Instructions to follow>
Below is a listing to write out in full, exactly as given, without its pictures.

Source material>
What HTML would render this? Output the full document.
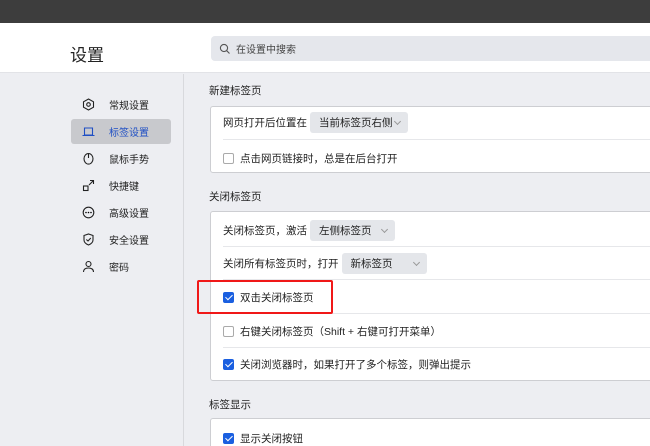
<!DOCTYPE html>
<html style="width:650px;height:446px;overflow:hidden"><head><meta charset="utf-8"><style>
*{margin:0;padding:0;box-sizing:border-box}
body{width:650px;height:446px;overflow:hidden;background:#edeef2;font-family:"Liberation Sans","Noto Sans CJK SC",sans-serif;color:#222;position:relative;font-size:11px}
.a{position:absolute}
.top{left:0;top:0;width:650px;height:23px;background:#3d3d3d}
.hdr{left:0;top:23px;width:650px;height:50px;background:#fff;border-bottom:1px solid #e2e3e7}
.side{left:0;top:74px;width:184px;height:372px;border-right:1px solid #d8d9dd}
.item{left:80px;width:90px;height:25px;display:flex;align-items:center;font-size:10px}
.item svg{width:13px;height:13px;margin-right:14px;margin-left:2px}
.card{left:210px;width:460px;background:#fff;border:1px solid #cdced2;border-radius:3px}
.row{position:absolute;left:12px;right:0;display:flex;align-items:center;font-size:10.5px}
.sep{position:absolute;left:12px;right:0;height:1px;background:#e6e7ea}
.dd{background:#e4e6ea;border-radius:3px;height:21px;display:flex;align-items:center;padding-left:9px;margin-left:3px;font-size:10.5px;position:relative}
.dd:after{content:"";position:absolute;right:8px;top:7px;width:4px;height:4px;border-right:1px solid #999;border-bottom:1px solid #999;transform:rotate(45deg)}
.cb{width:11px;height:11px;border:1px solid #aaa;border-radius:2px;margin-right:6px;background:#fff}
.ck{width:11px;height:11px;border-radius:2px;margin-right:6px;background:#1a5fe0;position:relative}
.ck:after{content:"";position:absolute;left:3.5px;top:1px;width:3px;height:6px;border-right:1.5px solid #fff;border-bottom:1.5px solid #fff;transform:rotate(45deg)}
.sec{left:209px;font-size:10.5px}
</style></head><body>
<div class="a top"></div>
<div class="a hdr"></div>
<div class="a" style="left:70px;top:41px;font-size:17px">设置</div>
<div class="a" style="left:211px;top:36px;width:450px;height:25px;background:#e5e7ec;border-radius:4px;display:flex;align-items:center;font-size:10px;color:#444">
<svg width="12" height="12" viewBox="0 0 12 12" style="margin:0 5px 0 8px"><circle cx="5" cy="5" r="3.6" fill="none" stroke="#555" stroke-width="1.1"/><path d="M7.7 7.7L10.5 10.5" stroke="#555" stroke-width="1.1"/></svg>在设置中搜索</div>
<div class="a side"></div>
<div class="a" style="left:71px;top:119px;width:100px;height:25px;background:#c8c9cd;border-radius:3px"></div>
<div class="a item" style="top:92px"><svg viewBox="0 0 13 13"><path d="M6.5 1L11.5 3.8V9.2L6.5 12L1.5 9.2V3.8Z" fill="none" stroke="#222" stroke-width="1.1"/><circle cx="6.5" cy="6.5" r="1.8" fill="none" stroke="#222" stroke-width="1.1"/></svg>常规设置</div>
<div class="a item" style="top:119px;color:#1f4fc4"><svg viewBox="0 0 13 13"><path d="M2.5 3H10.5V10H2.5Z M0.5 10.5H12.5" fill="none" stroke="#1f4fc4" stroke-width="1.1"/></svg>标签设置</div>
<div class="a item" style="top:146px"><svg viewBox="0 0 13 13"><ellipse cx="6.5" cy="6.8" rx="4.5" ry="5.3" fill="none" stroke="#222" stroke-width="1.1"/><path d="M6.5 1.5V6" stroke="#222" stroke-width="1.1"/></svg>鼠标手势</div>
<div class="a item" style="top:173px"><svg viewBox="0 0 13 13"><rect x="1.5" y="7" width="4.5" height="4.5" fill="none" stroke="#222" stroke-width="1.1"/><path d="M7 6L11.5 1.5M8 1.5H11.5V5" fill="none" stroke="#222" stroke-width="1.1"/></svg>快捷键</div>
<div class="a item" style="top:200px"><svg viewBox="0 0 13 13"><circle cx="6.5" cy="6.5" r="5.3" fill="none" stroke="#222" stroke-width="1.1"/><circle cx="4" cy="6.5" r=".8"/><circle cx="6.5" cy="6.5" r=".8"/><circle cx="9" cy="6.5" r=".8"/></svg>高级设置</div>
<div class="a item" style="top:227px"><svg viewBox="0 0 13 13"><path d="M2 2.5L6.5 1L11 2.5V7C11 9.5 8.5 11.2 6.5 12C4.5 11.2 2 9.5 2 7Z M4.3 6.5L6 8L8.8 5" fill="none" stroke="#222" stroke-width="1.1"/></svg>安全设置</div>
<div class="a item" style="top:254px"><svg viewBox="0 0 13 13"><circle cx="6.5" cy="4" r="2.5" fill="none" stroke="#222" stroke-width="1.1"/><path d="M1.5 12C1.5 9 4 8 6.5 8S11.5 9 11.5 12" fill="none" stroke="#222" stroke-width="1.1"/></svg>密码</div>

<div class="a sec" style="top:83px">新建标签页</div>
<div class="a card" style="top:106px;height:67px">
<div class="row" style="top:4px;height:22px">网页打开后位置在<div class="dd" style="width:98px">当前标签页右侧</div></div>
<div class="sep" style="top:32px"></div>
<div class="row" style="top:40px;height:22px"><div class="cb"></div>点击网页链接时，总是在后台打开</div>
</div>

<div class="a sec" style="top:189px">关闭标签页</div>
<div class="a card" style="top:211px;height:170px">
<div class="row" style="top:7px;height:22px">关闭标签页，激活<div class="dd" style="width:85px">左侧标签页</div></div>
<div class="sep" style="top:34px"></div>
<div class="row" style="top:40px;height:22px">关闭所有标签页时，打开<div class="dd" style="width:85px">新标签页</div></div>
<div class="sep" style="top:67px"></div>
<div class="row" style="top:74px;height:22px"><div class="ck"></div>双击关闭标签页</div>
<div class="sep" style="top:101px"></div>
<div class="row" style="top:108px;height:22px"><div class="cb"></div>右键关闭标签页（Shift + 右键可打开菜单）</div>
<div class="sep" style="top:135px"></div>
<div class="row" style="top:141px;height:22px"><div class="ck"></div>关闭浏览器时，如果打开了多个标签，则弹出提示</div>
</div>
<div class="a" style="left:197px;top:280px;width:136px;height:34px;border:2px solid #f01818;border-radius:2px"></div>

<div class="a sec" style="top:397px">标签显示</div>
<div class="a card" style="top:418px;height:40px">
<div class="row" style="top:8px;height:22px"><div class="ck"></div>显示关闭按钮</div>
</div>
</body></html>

Task response>
What HTML would render this? Output the full document.
<!DOCTYPE html>
<html style="width:650px;height:446px;overflow:hidden"><head><meta charset="utf-8"><style>
*{margin:0;padding:0;box-sizing:border-box}
body{width:650px;height:446px;overflow:hidden;background:#edeef2;font-family:"Liberation Sans","Noto Sans CJK SC",sans-serif;color:#222;position:relative;font-size:11px}
.a{position:absolute}
.top{left:0;top:0;width:650px;height:23px;background:#3d3d3d}
.hdr{left:0;top:23px;width:650px;height:50px;background:#fff;border-bottom:1px solid #e2e3e7}
.side{left:0;top:74px;width:184px;height:372px;border-right:1px solid #d8d9dd}
.item{left:80px;width:90px;height:25px;display:flex;align-items:center;font-size:10px}
.item svg{width:13px;height:13px;margin-right:14px;margin-left:2px}
.card{left:210px;width:460px;background:#fff;border:1px solid #cdced2;border-radius:3px}
.row{position:absolute;left:12px;right:0;display:flex;align-items:center;font-size:10.5px}
.sep{position:absolute;left:12px;right:0;height:1px;background:#e6e7ea}
.dd{background:#e4e6ea;border-radius:3px;height:21px;display:flex;align-items:center;padding-left:9px;margin-left:3px;font-size:10.5px;position:relative}
.dd:after{content:"";position:absolute;right:8px;top:7px;width:4px;height:4px;border-right:1px solid #999;border-bottom:1px solid #999;transform:rotate(45deg)}
.cb{width:11px;height:11px;border:1px solid #aaa;border-radius:2px;margin-right:6px;background:#fff}
.ck{width:11px;height:11px;border-radius:2px;margin-right:6px;background:#1a5fe0;position:relative}
.ck:after{content:"";position:absolute;left:3.5px;top:1px;width:3px;height:6px;border-right:1.5px solid #fff;border-bottom:1.5px solid #fff;transform:rotate(45deg)}
.sec{left:209px;font-size:10.5px}
</style></head><body>
<div class="a top"></div>
<div class="a hdr"></div>
<div class="a" style="left:70px;top:41px;font-size:17px">设置</div>
<div class="a" style="left:211px;top:36px;width:450px;height:25px;background:#e5e7ec;border-radius:4px;display:flex;align-items:center;font-size:10px;color:#444">
<svg width="12" height="12" viewBox="0 0 12 12" style="margin:0 5px 0 8px"><circle cx="5" cy="5" r="3.6" fill="none" stroke="#555" stroke-width="1.1"/><path d="M7.7 7.7L10.5 10.5" stroke="#555" stroke-width="1.1"/></svg>在设置中搜索</div>
<div class="a side"></div>
<div class="a" style="left:71px;top:119px;width:100px;height:25px;background:#c8c9cd;border-radius:3px"></div>
<div class="a item" style="top:92px"><svg viewBox="0 0 13 13"><path d="M6.5 1L11.5 3.8V9.2L6.5 12L1.5 9.2V3.8Z" fill="none" stroke="#222" stroke-width="1.1"/><circle cx="6.5" cy="6.5" r="1.8" fill="none" stroke="#222" stroke-width="1.1"/></svg>常规设置</div>
<div class="a item" style="top:119px;color:#1f4fc4"><svg viewBox="0 0 13 13"><path d="M2.5 3H10.5V10H2.5Z M0.5 10.5H12.5" fill="none" stroke="#1f4fc4" stroke-width="1.1"/></svg>标签设置</div>
<div class="a item" style="top:146px"><svg viewBox="0 0 13 13"><ellipse cx="6.5" cy="6.8" rx="4.5" ry="5.3" fill="none" stroke="#222" stroke-width="1.1"/><path d="M6.5 1.5V6" stroke="#222" stroke-width="1.1"/></svg>鼠标手势</div>
<div class="a item" style="top:173px"><svg viewBox="0 0 13 13"><rect x="1.5" y="7" width="4.5" height="4.5" fill="none" stroke="#222" stroke-width="1.1"/><path d="M7 6L11.5 1.5M8 1.5H11.5V5" fill="none" stroke="#222" stroke-width="1.1"/></svg>快捷键</div>
<div class="a item" style="top:200px"><svg viewBox="0 0 13 13"><circle cx="6.5" cy="6.5" r="5.3" fill="none" stroke="#222" stroke-width="1.1"/><circle cx="4" cy="6.5" r=".8"/><circle cx="6.5" cy="6.5" r=".8"/><circle cx="9" cy="6.5" r=".8"/></svg>高级设置</div>
<div class="a item" style="top:227px"><svg viewBox="0 0 13 13"><path d="M2 2.5L6.5 1L11 2.5V7C11 9.5 8.5 11.2 6.5 12C4.5 11.2 2 9.5 2 7Z M4.3 6.5L6 8L8.8 5" fill="none" stroke="#222" stroke-width="1.1"/></svg>安全设置</div>
<div class="a item" style="top:254px"><svg viewBox="0 0 13 13"><circle cx="6.5" cy="4" r="2.5" fill="none" stroke="#222" stroke-width="1.1"/><path d="M1.5 12C1.5 9 4 8 6.5 8S11.5 9 11.5 12" fill="none" stroke="#222" stroke-width="1.1"/></svg>密码</div>

<div class="a sec" style="top:83px">新建标签页</div>
<div class="a card" style="top:106px;height:67px">
<div class="row" style="top:4px;height:22px">网页打开后位置在<div class="dd" style="width:98px">当前标签页右侧</div></div>
<div class="sep" style="top:32px"></div>
<div class="row" style="top:40px;height:22px"><div class="cb"></div>点击网页链接时，总是在后台打开</div>
</div>

<div class="a sec" style="top:189px">关闭标签页</div>
<div class="a card" style="top:211px;height:170px">
<div class="row" style="top:7px;height:22px">关闭标签页，激活<div class="dd" style="width:85px">左侧标签页</div></div>
<div class="sep" style="top:34px"></div>
<div class="row" style="top:40px;height:22px">关闭所有标签页时，打开<div class="dd" style="width:85px">新标签页</div></div>
<div class="sep" style="top:67px"></div>
<div class="row" style="top:74px;height:22px"><div class="ck"></div>双击关闭标签页</div>
<div class="sep" style="top:101px"></div>
<div class="row" style="top:108px;height:22px"><div class="cb"></div>右键关闭标签页（Shift + 右键可打开菜单）</div>
<div class="sep" style="top:135px"></div>
<div class="row" style="top:141px;height:22px"><div class="ck"></div>关闭浏览器时，如果打开了多个标签，则弹出提示</div>
</div>
<div class="a" style="left:197px;top:280px;width:136px;height:34px;border:2px solid #f01818;border-radius:2px"></div>

<div class="a sec" style="top:397px">标签显示</div>
<div class="a card" style="top:418px;height:40px">
<div class="row" style="top:8px;height:22px"><div class="ck"></div>显示关闭按钮</div>
</div>
</body></html>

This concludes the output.